Written instruction: Note each line where "components" appears, and copy it.

Given data:
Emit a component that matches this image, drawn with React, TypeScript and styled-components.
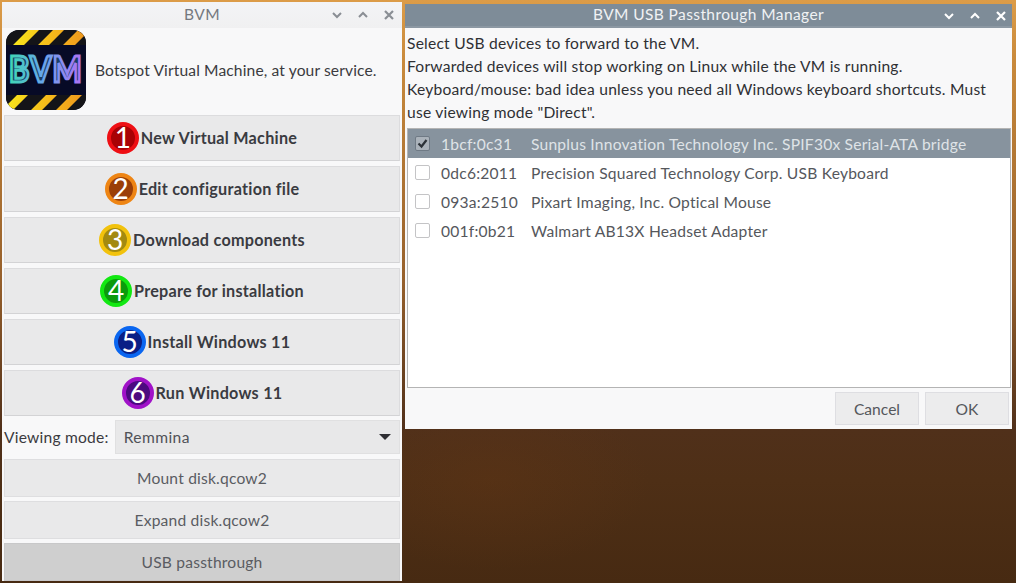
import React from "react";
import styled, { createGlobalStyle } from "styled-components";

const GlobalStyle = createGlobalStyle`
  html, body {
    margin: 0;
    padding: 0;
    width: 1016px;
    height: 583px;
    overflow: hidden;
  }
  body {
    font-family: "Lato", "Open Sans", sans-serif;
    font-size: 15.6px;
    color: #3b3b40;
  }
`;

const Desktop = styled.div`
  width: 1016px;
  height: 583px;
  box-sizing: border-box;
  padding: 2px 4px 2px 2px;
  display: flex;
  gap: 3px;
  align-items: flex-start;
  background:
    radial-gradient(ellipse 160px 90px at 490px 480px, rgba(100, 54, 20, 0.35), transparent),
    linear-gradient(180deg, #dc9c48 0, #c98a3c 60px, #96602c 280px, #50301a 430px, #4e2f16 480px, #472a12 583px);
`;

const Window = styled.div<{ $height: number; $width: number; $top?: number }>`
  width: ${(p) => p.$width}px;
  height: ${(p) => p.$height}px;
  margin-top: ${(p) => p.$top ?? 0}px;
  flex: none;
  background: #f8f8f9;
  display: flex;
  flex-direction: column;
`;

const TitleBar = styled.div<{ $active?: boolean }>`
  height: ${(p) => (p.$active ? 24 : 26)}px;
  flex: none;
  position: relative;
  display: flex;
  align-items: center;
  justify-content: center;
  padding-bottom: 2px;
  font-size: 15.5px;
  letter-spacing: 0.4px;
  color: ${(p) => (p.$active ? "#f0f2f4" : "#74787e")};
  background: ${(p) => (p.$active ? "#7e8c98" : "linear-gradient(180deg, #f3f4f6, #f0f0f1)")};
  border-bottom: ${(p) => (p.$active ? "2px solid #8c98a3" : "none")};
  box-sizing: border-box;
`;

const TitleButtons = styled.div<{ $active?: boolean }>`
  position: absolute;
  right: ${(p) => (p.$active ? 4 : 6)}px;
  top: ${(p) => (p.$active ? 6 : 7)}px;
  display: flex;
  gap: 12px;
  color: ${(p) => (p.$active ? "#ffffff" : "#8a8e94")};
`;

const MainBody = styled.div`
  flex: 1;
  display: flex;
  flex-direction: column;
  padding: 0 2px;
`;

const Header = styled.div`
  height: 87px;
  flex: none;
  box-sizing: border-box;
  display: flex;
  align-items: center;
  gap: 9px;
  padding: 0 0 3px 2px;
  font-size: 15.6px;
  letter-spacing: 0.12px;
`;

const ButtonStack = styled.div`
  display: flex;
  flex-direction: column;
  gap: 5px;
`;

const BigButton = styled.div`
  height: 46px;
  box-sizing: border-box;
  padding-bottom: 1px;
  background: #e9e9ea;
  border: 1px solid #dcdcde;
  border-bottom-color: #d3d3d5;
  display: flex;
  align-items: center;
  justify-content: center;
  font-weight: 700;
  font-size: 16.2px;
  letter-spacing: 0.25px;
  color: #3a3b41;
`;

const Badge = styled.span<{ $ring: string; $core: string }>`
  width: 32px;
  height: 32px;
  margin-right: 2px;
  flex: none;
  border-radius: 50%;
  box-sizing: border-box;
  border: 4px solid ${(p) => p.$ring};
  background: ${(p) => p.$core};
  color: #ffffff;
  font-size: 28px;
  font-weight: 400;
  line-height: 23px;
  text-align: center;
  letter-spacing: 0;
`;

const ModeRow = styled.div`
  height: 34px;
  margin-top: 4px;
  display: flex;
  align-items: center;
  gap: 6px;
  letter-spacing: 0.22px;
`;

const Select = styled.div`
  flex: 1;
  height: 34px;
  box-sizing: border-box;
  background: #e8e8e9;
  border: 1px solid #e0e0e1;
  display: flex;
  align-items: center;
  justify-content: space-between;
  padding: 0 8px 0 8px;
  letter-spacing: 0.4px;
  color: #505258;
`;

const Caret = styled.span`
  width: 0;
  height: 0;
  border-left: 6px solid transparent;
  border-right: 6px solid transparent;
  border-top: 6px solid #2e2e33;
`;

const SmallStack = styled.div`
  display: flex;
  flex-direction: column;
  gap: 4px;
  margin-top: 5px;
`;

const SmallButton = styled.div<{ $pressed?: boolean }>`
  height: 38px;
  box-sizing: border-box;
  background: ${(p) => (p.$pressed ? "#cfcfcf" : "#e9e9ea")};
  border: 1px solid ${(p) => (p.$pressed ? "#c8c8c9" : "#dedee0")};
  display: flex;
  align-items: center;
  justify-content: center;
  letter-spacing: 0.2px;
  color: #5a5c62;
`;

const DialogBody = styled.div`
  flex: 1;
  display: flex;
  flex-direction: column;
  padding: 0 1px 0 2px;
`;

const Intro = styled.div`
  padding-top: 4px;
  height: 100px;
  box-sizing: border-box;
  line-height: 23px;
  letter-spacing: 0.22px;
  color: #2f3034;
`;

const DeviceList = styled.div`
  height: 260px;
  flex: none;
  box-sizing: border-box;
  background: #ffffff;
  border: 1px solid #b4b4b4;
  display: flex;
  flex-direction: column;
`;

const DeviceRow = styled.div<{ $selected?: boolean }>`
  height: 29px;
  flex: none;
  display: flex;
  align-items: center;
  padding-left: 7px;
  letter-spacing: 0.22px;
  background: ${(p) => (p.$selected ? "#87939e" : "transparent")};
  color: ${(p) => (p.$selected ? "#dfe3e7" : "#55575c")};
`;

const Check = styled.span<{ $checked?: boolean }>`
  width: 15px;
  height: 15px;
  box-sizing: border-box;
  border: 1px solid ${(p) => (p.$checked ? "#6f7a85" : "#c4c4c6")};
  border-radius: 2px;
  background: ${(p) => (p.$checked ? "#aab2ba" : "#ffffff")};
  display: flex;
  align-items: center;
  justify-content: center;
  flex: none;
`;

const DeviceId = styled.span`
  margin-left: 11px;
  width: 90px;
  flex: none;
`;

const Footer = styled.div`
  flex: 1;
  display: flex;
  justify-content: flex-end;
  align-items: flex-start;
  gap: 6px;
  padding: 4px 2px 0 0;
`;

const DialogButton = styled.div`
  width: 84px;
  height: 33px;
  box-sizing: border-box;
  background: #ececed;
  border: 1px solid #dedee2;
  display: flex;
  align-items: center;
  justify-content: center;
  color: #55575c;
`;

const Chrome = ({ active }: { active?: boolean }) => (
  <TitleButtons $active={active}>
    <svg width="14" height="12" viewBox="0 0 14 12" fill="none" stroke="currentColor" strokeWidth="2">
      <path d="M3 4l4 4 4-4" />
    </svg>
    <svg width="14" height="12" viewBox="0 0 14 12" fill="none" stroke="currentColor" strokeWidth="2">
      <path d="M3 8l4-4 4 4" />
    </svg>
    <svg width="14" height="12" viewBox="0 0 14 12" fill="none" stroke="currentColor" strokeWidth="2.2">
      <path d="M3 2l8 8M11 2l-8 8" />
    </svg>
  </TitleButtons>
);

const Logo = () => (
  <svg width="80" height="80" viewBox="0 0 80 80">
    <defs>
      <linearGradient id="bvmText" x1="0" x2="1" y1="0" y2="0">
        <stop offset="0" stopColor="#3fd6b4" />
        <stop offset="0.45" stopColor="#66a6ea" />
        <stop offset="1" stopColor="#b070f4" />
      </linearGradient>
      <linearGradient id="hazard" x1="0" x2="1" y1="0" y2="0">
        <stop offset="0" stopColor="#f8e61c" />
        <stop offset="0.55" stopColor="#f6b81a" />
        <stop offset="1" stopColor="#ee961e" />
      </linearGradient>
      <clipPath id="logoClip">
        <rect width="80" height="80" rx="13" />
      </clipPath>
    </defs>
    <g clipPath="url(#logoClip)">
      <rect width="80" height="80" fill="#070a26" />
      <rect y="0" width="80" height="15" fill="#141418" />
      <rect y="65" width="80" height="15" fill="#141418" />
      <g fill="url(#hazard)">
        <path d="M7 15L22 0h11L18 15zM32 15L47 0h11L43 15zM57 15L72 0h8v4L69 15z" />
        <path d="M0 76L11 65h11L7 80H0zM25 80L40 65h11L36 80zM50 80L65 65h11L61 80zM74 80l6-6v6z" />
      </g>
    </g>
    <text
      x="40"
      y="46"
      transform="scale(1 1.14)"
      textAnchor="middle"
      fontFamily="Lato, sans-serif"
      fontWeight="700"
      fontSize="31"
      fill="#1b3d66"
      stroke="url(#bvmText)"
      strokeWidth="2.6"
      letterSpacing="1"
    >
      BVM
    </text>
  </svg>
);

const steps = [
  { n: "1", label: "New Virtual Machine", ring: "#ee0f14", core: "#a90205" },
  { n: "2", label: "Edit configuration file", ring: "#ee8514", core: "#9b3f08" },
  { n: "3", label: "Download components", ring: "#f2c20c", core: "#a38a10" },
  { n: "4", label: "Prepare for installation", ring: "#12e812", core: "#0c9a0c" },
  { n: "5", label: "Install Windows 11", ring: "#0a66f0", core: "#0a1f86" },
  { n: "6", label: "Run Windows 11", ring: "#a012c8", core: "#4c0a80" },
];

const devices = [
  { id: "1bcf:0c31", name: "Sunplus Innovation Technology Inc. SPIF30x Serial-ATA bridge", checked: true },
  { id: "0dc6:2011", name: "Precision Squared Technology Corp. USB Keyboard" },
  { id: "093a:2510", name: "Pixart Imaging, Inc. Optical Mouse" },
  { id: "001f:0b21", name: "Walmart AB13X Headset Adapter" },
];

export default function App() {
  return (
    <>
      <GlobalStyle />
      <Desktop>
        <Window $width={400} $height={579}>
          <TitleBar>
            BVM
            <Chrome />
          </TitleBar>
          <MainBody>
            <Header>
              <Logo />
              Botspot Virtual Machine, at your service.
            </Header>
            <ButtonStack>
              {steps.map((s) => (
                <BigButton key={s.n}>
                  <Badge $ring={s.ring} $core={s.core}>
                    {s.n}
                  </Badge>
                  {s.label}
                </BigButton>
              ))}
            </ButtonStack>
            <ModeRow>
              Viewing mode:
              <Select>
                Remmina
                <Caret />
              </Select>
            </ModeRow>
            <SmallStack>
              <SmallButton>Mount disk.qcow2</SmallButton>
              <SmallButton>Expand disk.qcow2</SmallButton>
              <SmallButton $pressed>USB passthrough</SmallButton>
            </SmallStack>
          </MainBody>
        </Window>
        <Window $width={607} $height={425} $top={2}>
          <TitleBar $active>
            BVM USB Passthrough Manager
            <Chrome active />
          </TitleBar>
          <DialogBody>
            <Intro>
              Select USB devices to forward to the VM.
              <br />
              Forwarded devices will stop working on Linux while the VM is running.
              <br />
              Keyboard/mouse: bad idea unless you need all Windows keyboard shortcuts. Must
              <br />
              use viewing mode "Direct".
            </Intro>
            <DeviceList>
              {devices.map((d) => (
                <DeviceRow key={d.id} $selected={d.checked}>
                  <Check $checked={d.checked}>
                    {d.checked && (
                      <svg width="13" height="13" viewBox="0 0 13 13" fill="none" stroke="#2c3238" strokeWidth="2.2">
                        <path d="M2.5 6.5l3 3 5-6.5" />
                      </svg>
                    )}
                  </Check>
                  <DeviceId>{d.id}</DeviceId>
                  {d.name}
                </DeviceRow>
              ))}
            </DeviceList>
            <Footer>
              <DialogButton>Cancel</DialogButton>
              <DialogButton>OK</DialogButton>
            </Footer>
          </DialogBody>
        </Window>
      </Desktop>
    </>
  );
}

Output below:
Emit a component that matches this image, drawn with React, TypeScript and styled-components.
import styled, { createGlobalStyle } from "styled-components";
  { n: "3", label: "Download components", ring: "#f2c20c", core: "#a38a10" },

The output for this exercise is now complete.